The key is not memorizing every platform nuance. It is building a repeatable parity review before launch and before each early patch.
Practical KPI set for small-team PC launch health
Use a compact dashboard:
- crash-free session trend
- severe defect count and age
- defect reopen rate
- median time from report to verified fix
- support ticket volume by category
- patch regression count per update
- store sentiment trend on stability-specific feedback
This KPI mix balances product and operations signals. It helps teams avoid over-optimizing one surface (for example, visibility) while reliability degrades.
Team model that works for solo and tiny squads
Even with one to five people, role clarity improves launch outcomes.
- Release owner: final launch or hold decision
- Verification owner: smoke checks and evidence integrity
- Incident owner: first-response triage and severity routing
- Comms owner: player-facing updates and known-issue clarity
One person can hold multiple roles, but explicit role assignment reduces missed decisions under pressure.
What to automate first if you have limited time
Automation can become a distraction if you over-scope it. For small teams, these are highest value first:
- build identity stamping (branch, commit, candidate id)
- smoke-check script for core flows
- metadata parity checklist generation
- known-issue template population
- post-launch defect summary rollup
Skip complex dashboards until these basics are stable.
Common mistakes in current launch discourse
Mistake 1 - Treating launch as one day instead of one system
Launch starts before release and continues through first patches. Strategy that ignores post-launch operations is incomplete.
Mistake 2 - Copying big-studio workflows without adaptation
Large-team process templates can overload solo teams. Use lightweight controls that match your capacity.
Mistake 3 - Equating patch frequency with player trust
Trust follows reliable outcomes and clear communication, not raw update count.
Mistake 4 - Delaying known-issue disclosure
When teams hide known defects and users discover them first, support load and sentiment usually worsen.
Mistake 5 - Measuring only store metrics
Store visibility and sales matter, but launch reliability metrics determine whether momentum sustains.
Suggested one-week launch hardening sprint
Day 1 - Launch tuple and scope lock
- freeze release tuple
- classify must-fix vs defer
Day 2 - Smoke suite and evidence capture
- run deterministic checks
- capture pass/fail evidence
Day 3 - Store parity pass
- verify Steam/Epic content and pricing consistency
- finalize support links and known-issue copy
Day 4 - Incident rehearsal
- run one simulated severe defect scenario
- test patch vs rollback decision path
Day 5 - Final go/no-go review
- confirm open risk list and owners
- sign launch decision with documented rationale
This sprint model is simple enough for small teams and high impact for reliability.

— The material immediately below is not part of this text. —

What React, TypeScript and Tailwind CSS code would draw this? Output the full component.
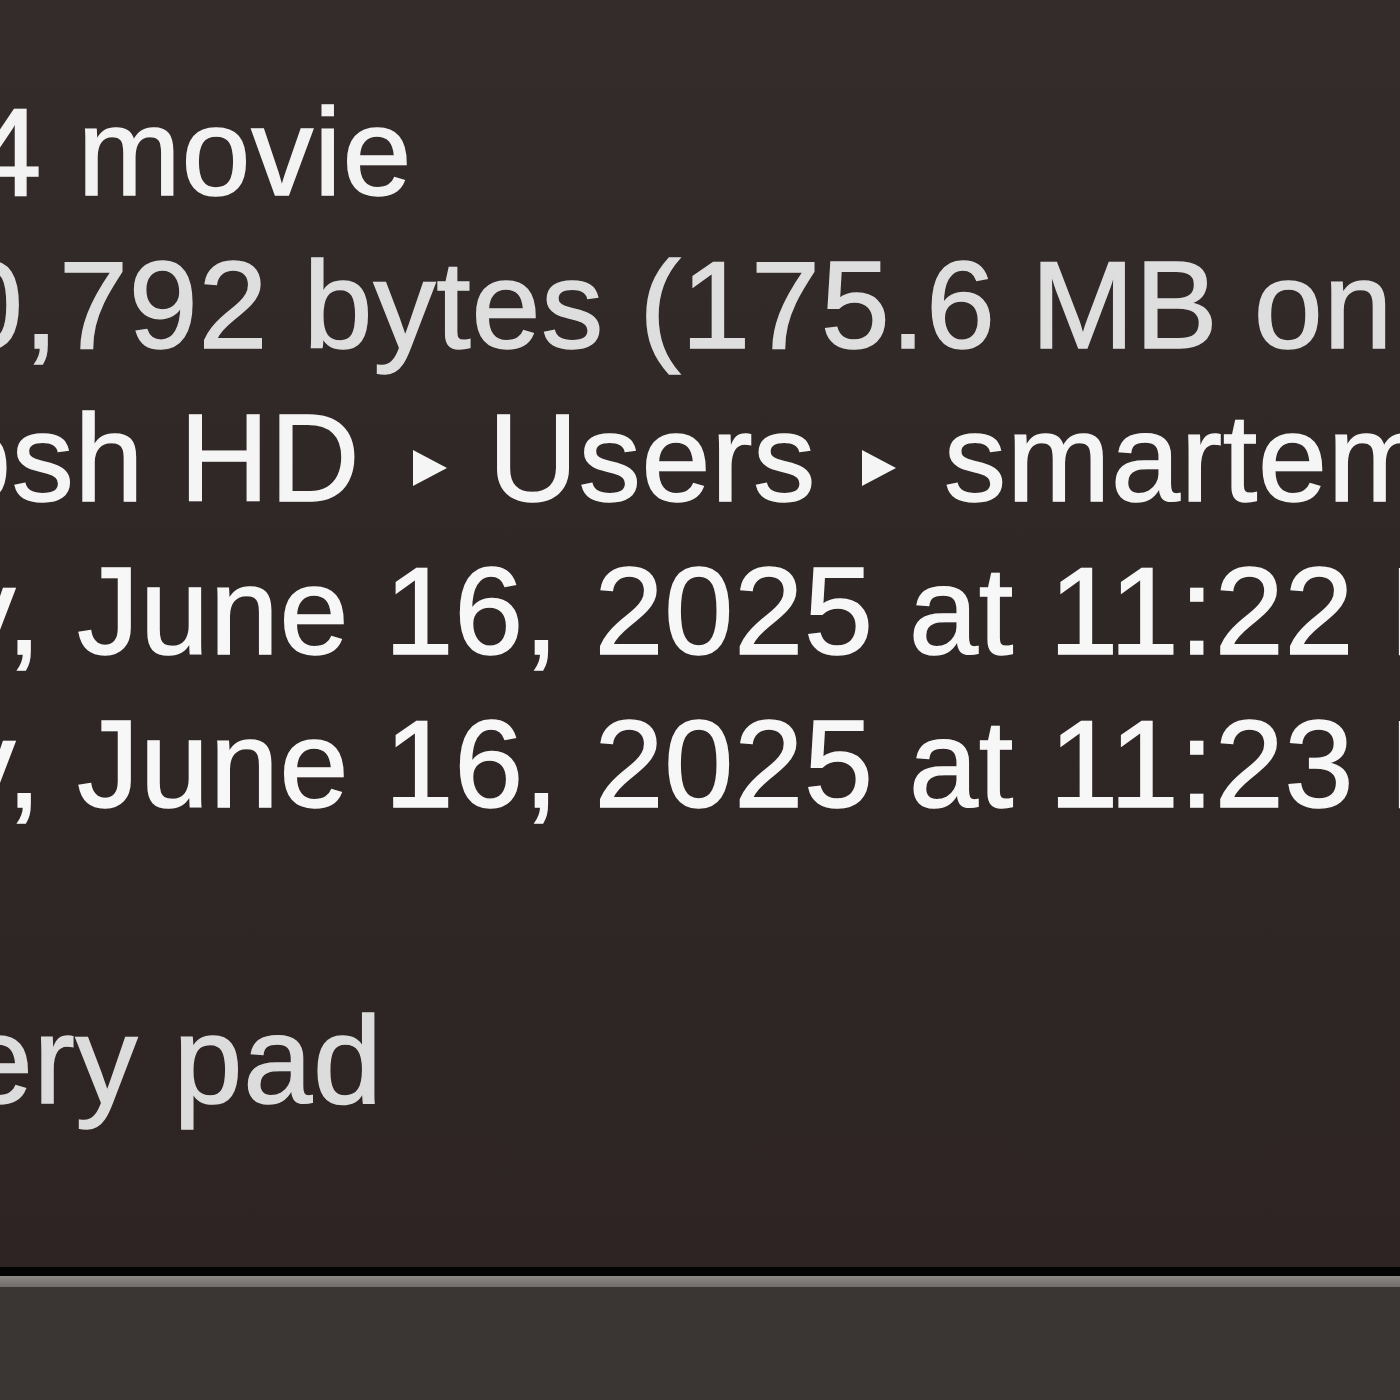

90-minute launch retro template for week two
After the first patch window, run a focused retro with four prompts:
- Which launch assumptions were correct?
- Which assumptions failed under real player load?
- Which issues were preventable with existing checks?
- Which one process change will reduce repeat risk fastest?
Keep this retro operational, not emotional. The goal is not to assign blame; it is to improve the system before update week two and week three. Record one measurable action per prompt, assign one owner, and define one deadline. Examples:
- add entitlement smoke case for alternate account states
- tighten metadata parity verification before scheduled updates
- require incident severity tagging before patch branch creation
This lightweight retro habit is one of the strongest long-tail launch multipliers for solo and small teams because it turns launch pain into reusable process improvements.
Related workflows and references
Internal references:
- Steamworks Demo Review Queue Changes in 2026 - What Indie Teams Must Revalidate This Month
- Unity Cloud Build Uses Wrong Scripting Define Symbols - Build Target Matrix and Pre-Export Validation Fix
- Lesson 116: Cross-Window Packet Lineage Graph Wiring for Audit-Window Continuity Tracing (2026)
External references:
These are useful as baseline platform references; your launch decisions should still be driven by your own operational signals.
Key takeaways
- 2026 launch outcomes for solo teams are increasingly pipeline-driven.
- Build, metadata, and patch discipline now influence trust as much as visibility.
- Freeze-first release lanes reduce late merge and regression risk.
- Steam and Epic parity checks are practical reliability controls, not optional polish.
- Patch cadence should follow incident policy and verification capacity.
- Lightweight evidence bundles improve go/no-go decision quality.
- Known-issue transparency usually lowers first-week support chaos.
- Reliability KPIs should sit beside store metrics in launch dashboards.
FAQ
Is marketing less important than operations for a small PC launch
Marketing remains important, but weak launch operations can erase marketing gains quickly. In 2026, teams that combine clear promotion with stable release execution usually sustain momentum better than teams optimizing one side only.
Should solo developers launch on Steam and Epic at the same time
That depends on capacity and parity readiness. Simultaneous launch can work if your release tuple, support routing, and store parity checks are strong. If not, staggered release with controlled operations can be safer.
What is the minimum launch operations setup for tiny teams
A release tuple, core smoke checks, parity checklist, incident response plan, and known-issue template. These controls are lightweight but prevent many first-week failure modes.
How often should we patch in the first week
Patch based on severity and verification readiness, not calendar pressure. Critical issues may require immediate fixes; lower-severity clusters are often better grouped into a stable update with stronger testing.
Conclusion
The state of solo and small-team PC launches in 2026 is less about finding one hidden growth trick and more about executing a dependable release system. Teams that treat launch as an operational discipline are seeing more stable first weeks, cleaner player sentiment, and better long-tail outcomes.
If your next release feels uncertain, start with the one-week hardening sprint in this article. It turns launch anxiety into concrete, testable actions.